Slept in a very nice campsite at Palmwag and awoke with a slight headache from several large pints of draft beer the night before as Ian and I celebrated getting back from Purros in one piece. Great for bush philosophising under the Southern Cross, but with a kick afterwards.

Ian was getting his fridge fixed so Patch and I went on ahead – over the Grootberg Pass to Kamanjab (which has a very good supermarket) and on to Outjo for their legendary toasties. Mine was terrible! They did it on white bread and that sucks! This evening we’re in the campsite at Okaukuejo in Etosha National Park. Great site except several truckloads of overlanders are here – all testosterone and noise – which makes finding a free shower or loo a mission.

Day 9

I’m sitting in a thatched picnic site northeast of Halai at the edge of the seemingly endless Etosha Pan. A sign behind me says the pan covers 4 730km² and was once filled by the Kunene River which decided to head off elsewhere a million-or-so years ago.
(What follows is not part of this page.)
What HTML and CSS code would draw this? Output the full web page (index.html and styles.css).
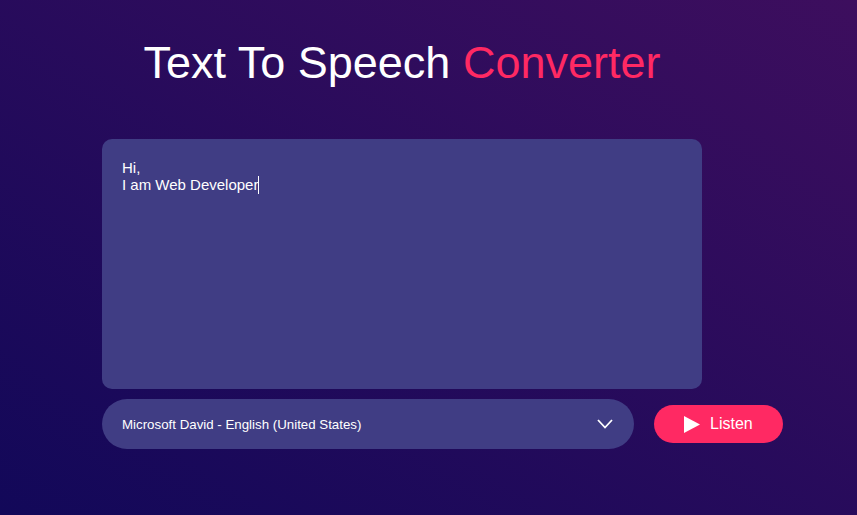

We’ve seen several herds of springbok, a few impala, a lilac breasted roller that refused to fly and display its gorgeous underwings and a hell of a lot of flat grassland and flat water. No other animals and certainly no elephants, which would stand out like koppies in this landscape. I think they’ve all emigrated to Angola. Tonight we book into the posh Mokuti Lodge for a bit of R&R – and maybe some info about the missing elephants.

Day 10

At Mokuti today we met Stretch Combrink – and he is very long and thin. He’s the resident ecologist and herpetologist at Mokuti. His snake park is impressive, with a black mamba, a number of cobras, dozens of other fine specimens and two crocs that come when he whistles. The lodge is huge and run by tree squirrels – well, they seem to think they run the place – and a small herd of blesbok. And some nice people. After roughing it, this place is a bit scary.

Day 11

We were thoroughly spoiled at Mokuti and this morning left for Roy’s Camp just north of Grootfontein.  Now this is an unusual place! The owners, Wimpie and Marietjie Otto are farmers with a taste for junk art and natural things. Everything is sourced from nearby of auction sales and mostly built by Wimpie with décor by Marietjie. Its eccentric, friendly, spotlessly clean and absolutely delightful.

Day 12

There’s an almost straight, dusty road from Roy’s through Bushmanland to Tsumkwe. It’s a sort of last-stop-before-oblivion town with diesel, beer and a lot of Bushmen, several of whom were inebriated and shooting down imaginary Migs with rolled-up paper.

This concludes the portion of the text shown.